Poland was “compensated” with a huge swath of Germany, a simple cartographic change that spurred vast human carnage. As author R.M. Douglas noted in his 2012 book Orderly and Humane: The Expulsion of the Germans After the Second World War, the result was “the largest episode of forced migration… in human history. Between 12 million and 14 million German-speaking civilians – the overwhelming majority of whom were women, old people, and children under 16 -were forcibly ejected from their places of birth in Czechoslovakia, Hungary, Romania, Yugoslavia, and what are today the western districts of Poland.” At least half a million died as a result. George Orwell denounced the “relocation” as an “enormous crime” that was “equivalent to transplanting the entire population of Australia.” Philosopher Bertrand Russell protested: “Are mass deportations crimes when committed by our enemies during war and justifiable measures of social adjustment when carried out by our allies in time of peace?”
In a private conversation at Yalta, FDR assured Stalin that he was feeling “more bloodthirsty” than when they’d previously met. Immediately after the Yalta conference concluded, the British and American air forces turned Dresden into an inferno, killing up to 50,000 civilians. The Associated Press reported that “Allied air bosses” had engaged in the “deliberate terror bombing of great German population centers as ruthless expedient to hasten Hitler’s doom.” Ravaging Dresden was intended to “‘add immeasurably’ to FDR’s strength in negotiating with the Russians at the postwar peace table,” as historian Thomas Fleming noted.

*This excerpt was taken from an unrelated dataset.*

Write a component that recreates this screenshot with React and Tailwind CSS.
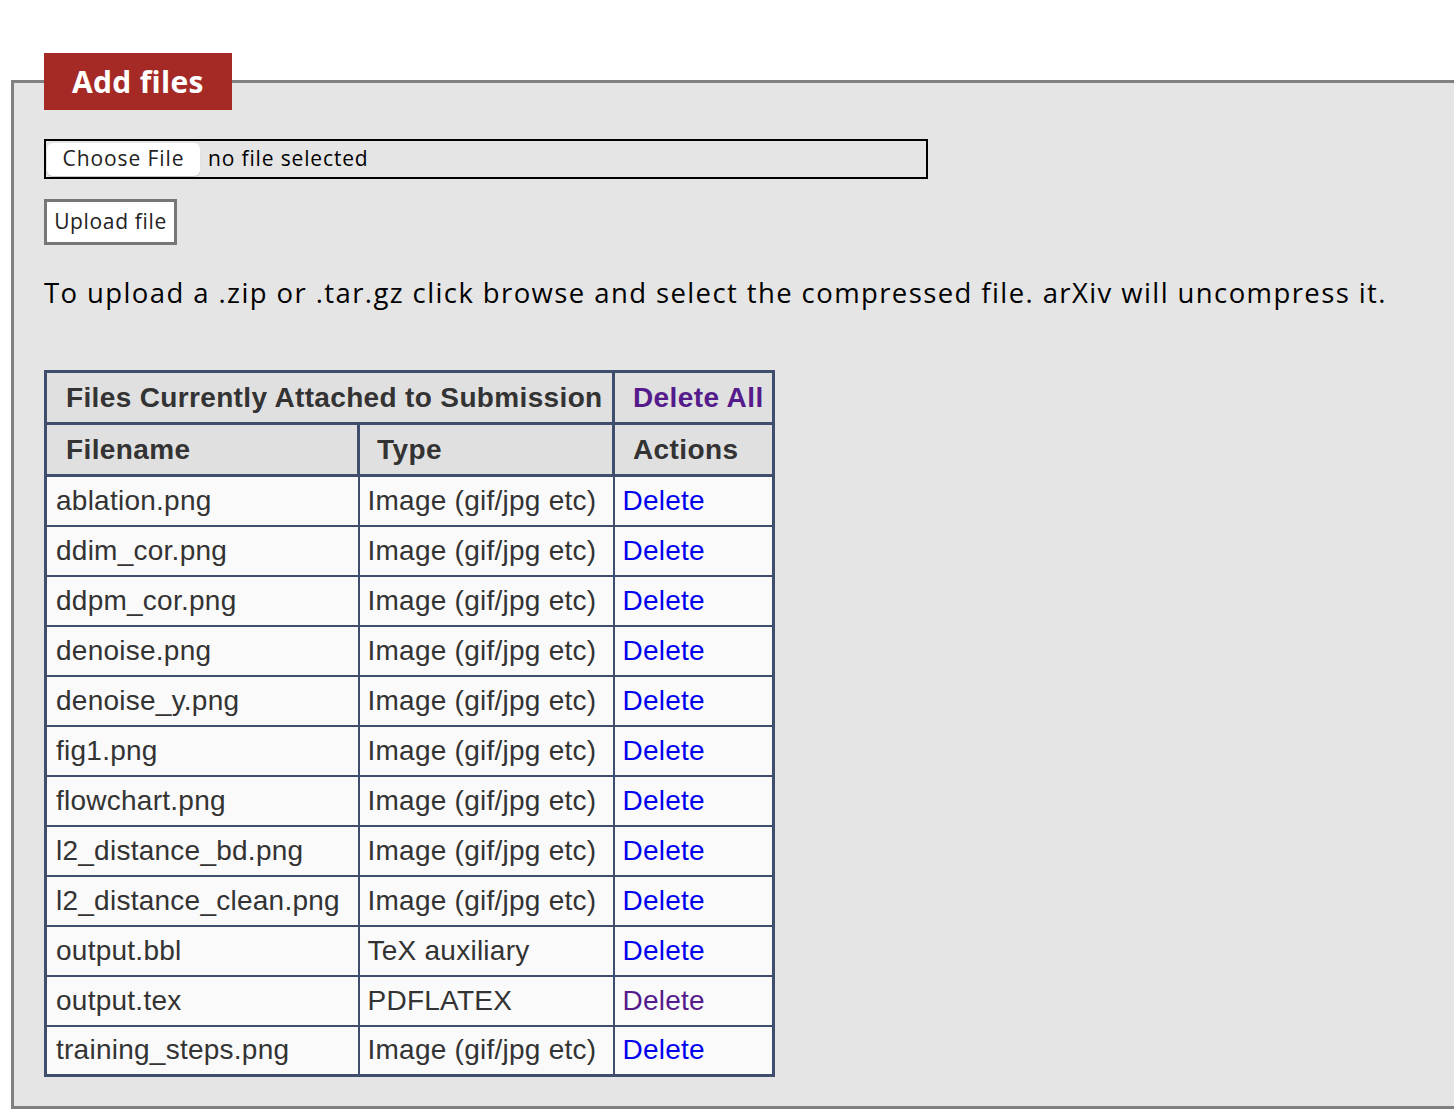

Almost all the tributes to FDR this month have omitted his dictatorial tendencies or his bloodthirsty warring. There were good reasons why Friedrich Hayek labeled FDR as “the greatest of modern demagogues.” The canonization of Franklin Roosevelt is a reminder to Americans to beware of any “lessons of history” touted by an establishment media that is vested in the perpetuation of Leviathan and all its prerogatives.